Type of Document Dissertation
Author Pryweller, Jennifer Raechelle
URN etd-12012013-185805
Title A Neural Basis for Atypical Auditory Processing: A Williams Syndrome Model
Degree PhD
Department Interdisciplinary Studies: Human Genetics
Advisory Committee
Advisor Name Title
Ronald L. Cowan, M.D., Ph.D. Committee Chair
Baxter P. Rogers, Ph.D. Committee Member
Carissa J. Cascio, Ph.D. Committee Member
Elisabeth M. Dykens, Ph.D. Committee Member
Tricia A. Thornton-Wells Committee Member
  • Williams sydrome
  • fMRI
  • DTI
  • neuroimaging
  • functional connectivity
  • sensory modulation
  • auditory processing
Date of Defense 2013-08-16
Availability unrestricted
Williams syndrome (WS) is a rare, neurodevelopmental disorder caused by the deletion of 26 genes on chromosome 7q11.23. WS has a well-defined auditory phenotype, characterized by a strong attraction and emotional reactivity to music, abnormal sensitivity to sounds (hyperacusis) and an aversion to or avoidance of sounds (phonophobia). Auditory abnormalities reported in WS also affect a wide range of neurodevelopmental, neuropsychiatric and neurological disorders. Little is known about sensory modulation, or the demonstration of maladaptive emotional and behavioral responses to sensory stimuli in WS. This study aims to describe a neural basis for impaired sensory modulation in atypical auditory processing characteristic of the WS phenotype.

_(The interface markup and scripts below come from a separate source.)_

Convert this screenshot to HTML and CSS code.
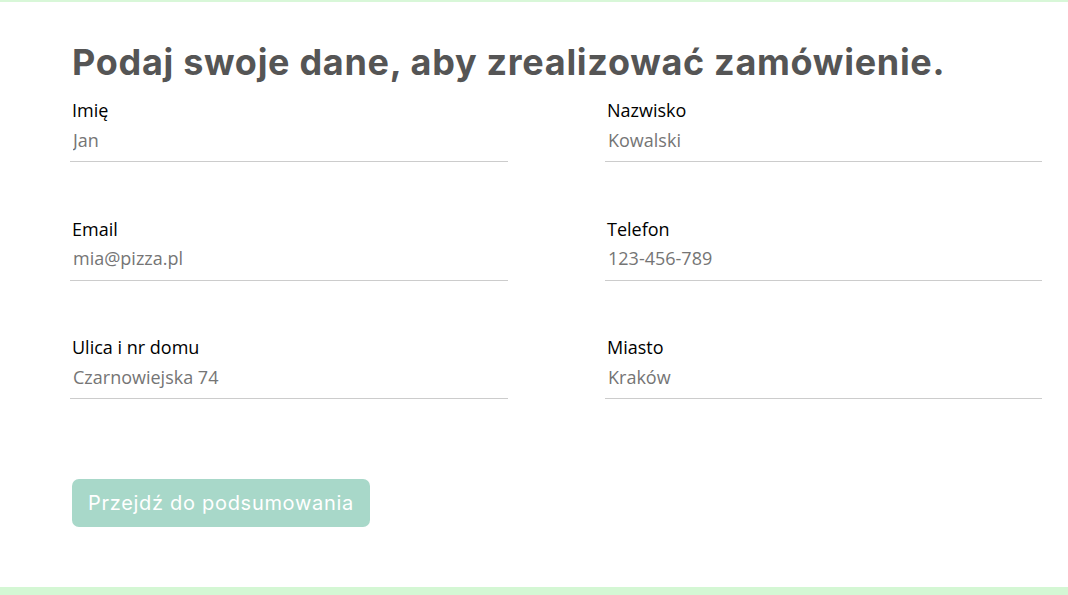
FILE: index.html
```html
<!DOCTYPE html>
<html lang="pl">
<head>
<meta charset="utf-8">
<title>Dane zamówienia</title>
<link rel="stylesheet" href="styles.css">
</head>
<body>
<div class="top-line"></div>
<main class="order">
  <h1 class="title">Podaj swoje dane, aby zrealizować zamówienie.</h1>
  <form class="form">
    <div class="grid">
      <label class="field">
        <span class="label">Imię</span>
        <input class="input" type="text" placeholder="Jan">
      </label>
      <label class="field">
        <span class="label">Nazwisko</span>
        <input class="input" type="text" placeholder="Kowalski">
      </label>
      <label class="field">
        <span class="label">Email</span>
        <input class="input" type="email" placeholder="mia@pizza.pl">
      </label>
      <label class="field">
        <span class="label">Telefon</span>
        <input class="input" type="tel" placeholder="123-456-789">
      </label>
      <label class="field">
        <span class="label">Ulica i nr domu</span>
        <input class="input" type="text" placeholder="Czarnowiejska 74">
      </label>
      <label class="field">
        <span class="label">Miasto</span>
        <input class="input" type="text" placeholder="Kraków">
      </label>
    </div>
    <button class="submit" type="button">Przejdź do podsumowania</button>
  </form>
</main>
<div class="bottom-bar"></div>
</body>
</html>
```
FILE: styles.css
```css
* { box-sizing: border-box; }
html, body { margin: 0; padding: 0; background: #fff; }
body {
  width: 1068px;
  height: 595px;
  display: flex;
  flex-direction: column;
  overflow: hidden;
}
.top-line {
  height: 2px;
  background: #d8f7d8;
}
.order {
  flex: 1;
  padding: 38px 26px 0 70px;
}
.title {
  margin: 0 0 0 2px;
  font-family: Inter, "Liberation Sans", sans-serif;
  font-weight: 700;
  font-size: 36px;
  line-height: 44px;
  color: #555555;
  letter-spacing: 0.7px;
}
.form { margin-top: 14px; }
.grid {
  display: grid;
  grid-template-columns: 438px 437px;
  column-gap: 97px;
  row-gap: 54.5px;
}
.field {
  display: flex;
  flex-direction: column;
}
.label {
  padding-left: 2px;
  font-family: "Open Sans", "Noto Sans", sans-serif;
  font-size: 18px;
  line-height: 24px;
  color: #000;
}
.input {
  height: 40px;
  border: 0;
  border-bottom: 1px solid #cccccc;
  padding: 4px 3px 8px;
  font-family: "Open Sans", "Noto Sans", sans-serif;
  font-size: 18px;
  color: #333;
  background: transparent;
  outline: none;
}
.input::placeholder { color: #757575; }
.submit {
  margin: 80px 0 0 2px;
  height: 48px;
  padding: 0 16px;
  border: 0;
  border-radius: 7px;
  background: #a8d8c9;
  color: #fff;
  font-family: Inter, "Liberation Sans", sans-serif;
  font-size: 20px;
  font-weight: 400;
  letter-spacing: 0.7px;
}
.bottom-bar {
  height: 8px;
  background: #d4f7d4;
}
```
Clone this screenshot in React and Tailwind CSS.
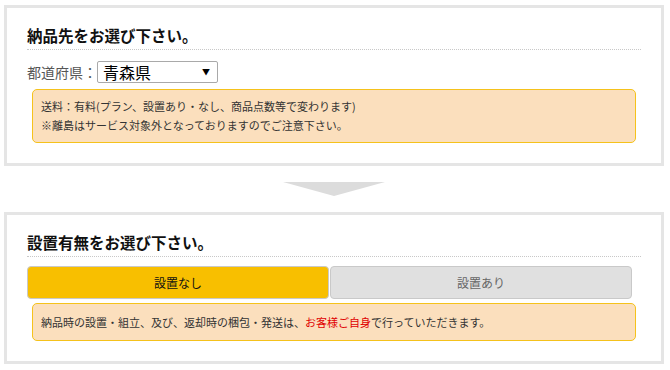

To define functional and structural connectivity between brain regions involved in auditory processing, we recruited 18 individuals with WS and 18 controls, ages 16-50, for neuroimaging. In the absence of external stimuli, “resting state” fMRI (rs-fMRI) measures blood oxygenation level dependent (BOLD) signal that reflects baseline neuronal activation in functionally connected networks of brain regions, including the auditory processing network. We used rs-fMRI to identify a network of functional brain regions involved in auditory processing in WS. White matter (WM) integrity was assessed by DTI parameters providing a quantitative measure of water diffusion through axonal membranes. We used DTI to identify structural integrity differences in WM fiber tracts underlying auditory processing in WS. To provide a basis for understanding sensory modulation impairments in WS, 56 caregivers of individuals with WS, ages 5-49, were recruited to quantitatively describe sensory processing patterns, independent of clinical diagnoses. Atypical auditory response patterns, based on a self-report of sensory processing, were correlated with group differences in functional and structural connectivity in WS. This study constitutes the most comprehensive investigation of patterns of sensory processing in WS, spanning a wide age range, and provides a uniquely developmentally-informed basis for understanding behavioral difficulties and the clinical interventions that could address them. Investigating the relationship between patterns of auditory sensory responses and functional and structural connectivity measures elucidates a brain-behavior relationship related to atypical auditory processing.